I will be publishing a separate post detailing how we implemented the Continuous Integration/Continuous Deployment pipeline.
A Tool For Non-DBAs
The main reason why we developed the TwinDB agent was to simplify the backup process. We didn’t want to build something that was difficult to use, or that would require the user to be a DBA. That’s why, in most cases the user doesn’t need a configuration. Things like backup schedule and retention policy already have sane defaults which work for most of the cases. A configuration can be tied to a group of MySQL servers or a single MySQL server, and if you want to change the backup schedule it is very easy to change it from the GUI.
You don’t need toto login into the MySQL server with SSH tool/protocol to configure the TwinDB agent in any way. The agent is also smart enough to detect replication topology and chooses an appropriate slave to take backups. If the replication topology changes, the agent can detect that and would automatically choose a different slave to take backups.
No Babysitting Needed
As you would have already noticed from the description above, in most cases the agent is autonomous. The only times you would really need to interact with it is, for example, through the GUI, if you have to make configuration changes, or if you need to restore backups.
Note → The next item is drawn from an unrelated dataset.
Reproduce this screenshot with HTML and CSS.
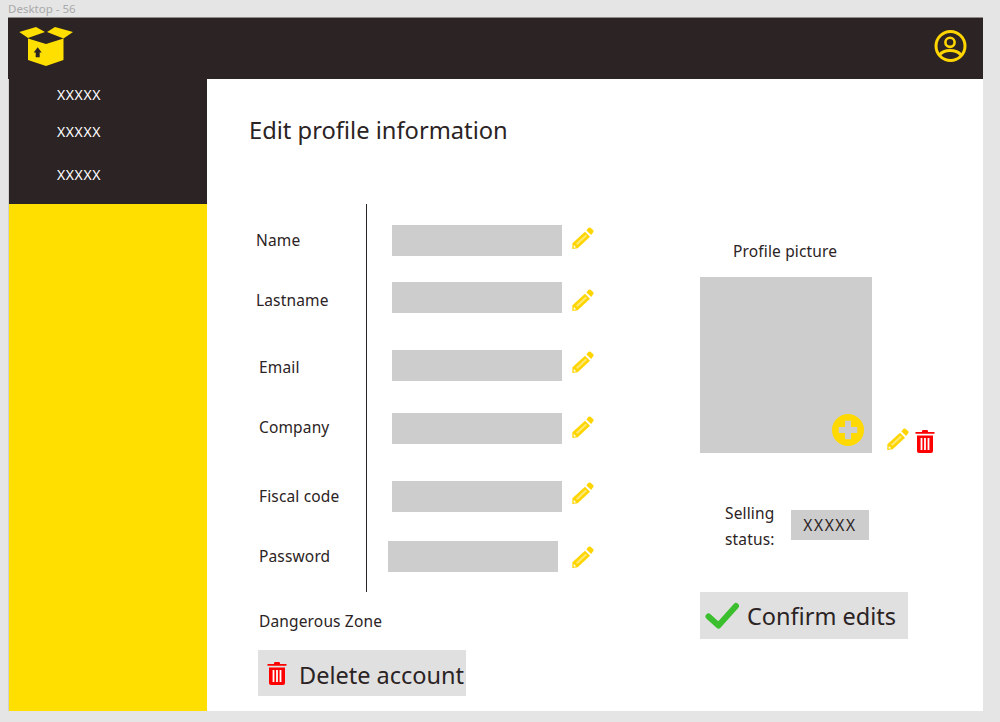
FILE: index.html
```html
<!DOCTYPE html>
<html lang="en">
<head>
<meta charset="utf-8">
<title>Edit profile information</title>
<link rel="stylesheet" href="styles.css">
</head>
<body>
<svg class="sprites" width="0" height="0" aria-hidden="true">
  <symbol id="pencil" viewBox="0 0 22 23">
    <path fill="#ffd500" d="M0.3 22 L0.4 16.3 L13 4.7 L18 9.7 L5.7 21.3 Z"/>
    <path fill="#ffe873" d="M4 16.6 L13.6 7.5 L15 8.9 L5.4 18 Z"/>
    <path fill="#fff" d="M1.6 20.8 L1.8 18 L4.2 20.2 Z"/>
    <path fill="#ffd500" d="M14.4 3.4 L16.2 1 Q17.4 -0.1 18.6 0.8 L21.3 3.2 Q22 4.4 21 5.6 L19.2 8 Z"/>
  </symbol>
  <symbol id="trash" viewBox="0 0 20 23">
    <path fill="#f00" d="M7 1.2 Q7 0 8.2 0 H11.8 Q13 0 13 1.2 V2 H19.5 V3.8 H0.5 V2 H7 Z"/>
    <path fill="#f00" d="M2 5.5 H18 V21 Q18 23 16 23 H4 Q2 23 2 21 Z"/>
    <path fill="#fff" d="M5.6 8 H7.4 V20 H5.6 Z M9.1 8 H10.9 V20 H9.1 Z M12.6 8 H14.4 V20 H12.6 Z"/>
  </symbol>
</svg>

<div class="caption">Desktop - 56</div>
<div class="frame">
  <header class="topbar">
    <svg class="logo" width="55" height="41" viewBox="0 0 55 41">
      <path fill="#ffdf00" d="M0.3 6 L17 1 L26 6 L9 12 Z M28 6 L36 1 L54 6 L44.5 12.5 Z"/>
      <path fill="#ffdf00" d="M9 12.5 L27 18 L44.5 12.5 V34 L27 40 L9 34 Z"/>
      <path fill="#2b2324" d="M16.7 31.3 V26.5 H14.7 L18.7 21.3 L22.7 26.5 H20.7 V31.3 Z"/>
    </svg>
    <svg class="avatar" width="34" height="34" viewBox="0 0 34 34">
      <circle cx="17.5" cy="17" r="14.5" fill="none" stroke="#ffd500" stroke-width="3"/>
      <circle cx="17" cy="13.3" r="4.6" fill="none" stroke="#ffd500" stroke-width="2.6"/>
      <path fill="none" stroke="#ffd500" stroke-width="3" d="M6.5 26 Q10 21.5 17 21.5 Q24.5 21.5 28 26"/>
    </svg>
  </header>
  <div class="shell">
    <aside class="sidebar">
      <nav class="menu">
        <a class="menu-item item-1">XXXXX</a>
        <a class="menu-item item-2">XXXXX</a>
        <a class="menu-item item-3">XXXXX</a>
      </nav>
    </aside>
    <main class="content">
      <h1 class="title">Edit profile information</h1>
      <div class="columns">
        <section class="left">
          <div class="form">
            <div class="row r1"><span class="label">Name</span><div class="fields"><span class="input"></span><svg class="pencil"><use href="#pencil"/></svg></div></div>
            <div class="row r2"><span class="label">Lastname</span><div class="fields"><span class="input"></span><svg class="pencil"><use href="#pencil"/></svg></div></div>
            <div class="row r3"><span class="label">Email</span><div class="fields"><span class="input"></span><svg class="pencil"><use href="#pencil"/></svg></div></div>
            <div class="row r4"><span class="label">Company</span><div class="fields"><span class="input"></span><svg class="pencil"><use href="#pencil"/></svg></div></div>
            <div class="row r5"><span class="label">Fiscal code</span><div class="fields"><span class="input"></span><svg class="pencil"><use href="#pencil"/></svg></div></div>
            <div class="row r6"><span class="label">Password</span><div class="fields"><span class="input"></span><svg class="pencil"><use href="#pencil"/></svg></div></div>
          </div>
          <p class="danger-title">Dangerous Zone</p>
          <button class="action delete"><svg class="trash-big"><use href="#trash"/></svg><span>Delete account</span></button>
        </section>
        <section class="right">
          <p class="picture-title">Profile picture</p>
          <div class="picture-row">
            <div class="picture">
              <svg class="add" width="32" height="32" viewBox="0 0 32 32">
                <circle cx="16" cy="16" r="16" fill="#ffd900"/>
                <path fill="#cdcdcd" d="M13 6.7 H19 V13 H25.3 V19 H19 V25.3 H13 V19 H6.7 V13 H13 Z"/>
              </svg>
            </div>
            <svg class="pencil-pic"><use href="#pencil"/></svg>
            <svg class="trash-pic"><use href="#trash"/></svg>
          </div>
          <div class="status">
            <span class="status-label">Selling<br>status:</span>
            <span class="chip">XXXXX</span>
          </div>
          <button class="action confirm">
            <svg class="check" width="34" height="28" viewBox="0 0 34 28"><path fill="none" stroke="#3cbf2e" stroke-width="6" stroke-linecap="round" stroke-linejoin="round" d="M3.5 14.5 L13.5 23.5 L31 4"/></svg>
            <span>Confirm edits</span>
          </button>
        </section>
      </div>
    </main>
  </div>
</div>
</body>
</html>
```
FILE: styles.css
```css
* { box-sizing: border-box; }

html, body {
  margin: 0;
  height: 722px;
  overflow: hidden;
}

body {
  background: #e5e5e5;
  color: #2b2324;
  font-family: "Noto Sans", "Liberation Sans", sans-serif;
  padding: 0 17px 0 8px;
}

.sprites { position: absolute; }

.caption {
  height: 17px;
  padding-top: 2px;
  font-size: 11.5px;
  line-height: 13px;
  color: #a9a9a9;
}

.frame {
  width: 975px;
  height: 694px;
  display: flex;
  flex-direction: column;
}

.topbar {
  height: 62px;
  flex: none;
  background: #2b2324;
  border-top: 1px solid #8f8b8b;
  display: flex;
  align-items: flex-start;
  justify-content: space-between;
  padding: 8px 16px 0 11px;
}

.logo { display: block; }
.avatar { display: block; margin-top: 3px; }

.shell {
  flex: 1;
  display: flex;
  min-height: 0;
}

.sidebar {
  width: 199px;
  flex: none;
  background: #ffdf00;
  border-left: 1px solid #d0d0d0;
}

.menu {
  height: 125px;
  background: #2b2324;
  display: flex;
  flex-direction: column;
  padding: 7px 0 0 48px;
}

.menu-item {
  color: #fff;
  font-size: 14px;
  line-height: 18px;
  letter-spacing: 0.6px;
}
.item-2 { margin-top: 19px; }
.item-3 { margin-top: 25px; }

.content {
  flex: 1;
  background: #fff;
  padding: 0 0 0 42px;
}

.title {
  height: 125px;
  margin: 0;
  padding-top: 34px;
  font-size: 23.7px;
  line-height: 34px;
  font-weight: 400;
}

.columns { display: flex; }
.left { width: 451px; flex: none; }
.right { flex: 1; }

.form { display: flex; flex-direction: column; }

.row {
  display: flex;
  height: 64px;
  align-items: flex-start;
  font-size: 15.5px;
  letter-spacing: 0.15px;
}
.r5, .r6 { height: 66px; }

.label {
  width: 117px;
  flex: none;
  line-height: 20px;
  margin-top: var(--label-top);
  padding-left: var(--label-left, 10px);
}

.fields {
  align-self: stretch;
  flex: 1;
  display: flex;
  align-items: flex-start;
  border-left: 1px solid #2b2324;
  padding-left: var(--input-left, 25px);
}

.input {
  width: 170px;
  height: 31px;
  flex: none;
  background: #cdcdcd;
  margin-top: var(--input-top);
}

.pencil {
  width: 22px;
  height: 23px;
  flex: none;
  margin-top: var(--pencil-top);
  margin-left: var(--pencil-left, 10px);
}

.r1 { --label-top: 26px; --label-left: 7px; --input-top: 21px; --pencil-top: 23px; }
.r2 { --label-top: 22px; --label-left: 7px; --input-top: 14px; --pencil-top: 21px; }
.r3 { --label-top: 25px; --input-top: 18px; --pencil-top: 19px; }
.r4 { --label-top: 21px; --input-top: 17px; --pencil-top: 20px; }
.r5 { --label-top: 26px; --input-top: 21px; --pencil-top: 22px; }
.r6 { --label-top: 20px; --input-left: 21px; --input-top: 15px; --pencil-top: 20px; --pencil-left: 14px; }

.danger-title {
  margin: 19px 0 0 10px;
  font-size: 15.5px;
  line-height: 20px;
  letter-spacing: 0.15px;
}

.action {
  display: flex;
  align-items: center;
  width: 208px;
  border: 0;
  padding: 0;
  background: #e0e0e0;
  color: #2b2324;
  font-family: inherit;
  font-size: 23.5px;
  white-space: nowrap;
}

.delete {
  height: 46px;
  margin: 19px 0 0 9px;
  padding: 4px 0 0 9px;
  gap: 12px;
}

.trash-big { width: 20px; height: 23px; flex: none; margin-top: -4px; }

.picture-title {
  margin: 37px 0 0 33px;
  font-size: 15.5px;
  line-height: 20px;
  letter-spacing: 0.15px;
}

.picture-row {
  display: flex;
  align-items: flex-end;
  margin-top: 16px;
}

.picture {
  position: relative;
  width: 172px;
  height: 176px;
  background: #cdcdcd;
}

.add {
  position: absolute;
  right: 8px;
  bottom: 7px;
}

.pencil-pic { width: 22px; height: 23px; margin: 0 6px 2px 15px; }
.trash-pic { width: 20px; height: 23px; }

.status {
  display: flex;
  align-items: center;
  margin: 47px 0 0 25px;
  font-size: 15.5px;
  letter-spacing: 0.15px;
}

.status-label { width: 66px; line-height: 26px; }

.chip {
  width: 78px;
  height: 30px;
  margin-bottom: 2px;
  background: #cdcdcd;
  text-align: center;
  line-height: 30px;
  letter-spacing: 1.6px;
}

.confirm {
  height: 47px;
  margin-top: 40px;
  padding-left: 5px;
  gap: 8px;
}
```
And then you have TwinDB support itself whenever you need it and wherever you need it.
Remote Streaming Of Backups
The TwinDB agent stores the backup on a dedicated storage space, and not on the same server that runs MySQL. You don’t even have to manage the storage space. TwinDB manages the storage space and provides you with two options:
- TwinDB-hosted scalable and secure storage in the cloud
- On-premises secure hosting on your hardware, be it baremetal or your private cloud
There are many reasons why you would backup a MySQL server. But the most important reason is for you to be able to restore the backup as and when needed. We at TwinDB, understand that and have simplified the restore process so that you can do it with just one click.
Off-site backups have traditionally been a starting point for data protection. However, there are risks involved at multiple stages: transporting the backups and storing them. Therefore, from our perspective encryption of data-in-flight and encryption of data-at-rest is equally important – it enables both safe transport and safe storage of backed-up data. The next logical question would be: How exactly does the encryption process go? TwinDB uses asymmetric encryption using OpenGPG. The GPG key is auto-generated on a MySQL server that is being backed up by the agent. Users own the GPG private key. Furthermore, the encryption is always on. So whether you use the TwinDB agent as an off-site backup solution or if you backup to an on-premises storage space, the backups are always encrypted.
Full and Incremental Backups
The TwinDB agent supports both full and incremental backups. You don’t need an additional configuration to enable incremental backups. The GUI allows you to configure the backup schedule as shown in one of the screenshots above. You can configure how often full and incremental backups taken.
We are working on a feature which would allow in-flight backup validation. Our extensive experience with the InnoDB Data Recovery Tool and with data recoveries itself gives us a head-start on how we want to implement backup validation. In-flight backup validation will provide immediate feedback in contrast to backup validation techniques generally used right now. This is all the more beneficial for users with large datasets.
At the moment though, our backup validation strategy also revolves around regular backup restores.
Reading through all that I have written, I hope you get a better picture of where the TwinDB agent stacks up against all the other backup solutions. Comparing it to other points my former colleague Jervin mentioned, I certainly see it very clearly now. I think TwinDB is a perfect example of a smoothly working backup solution that is easy to implement.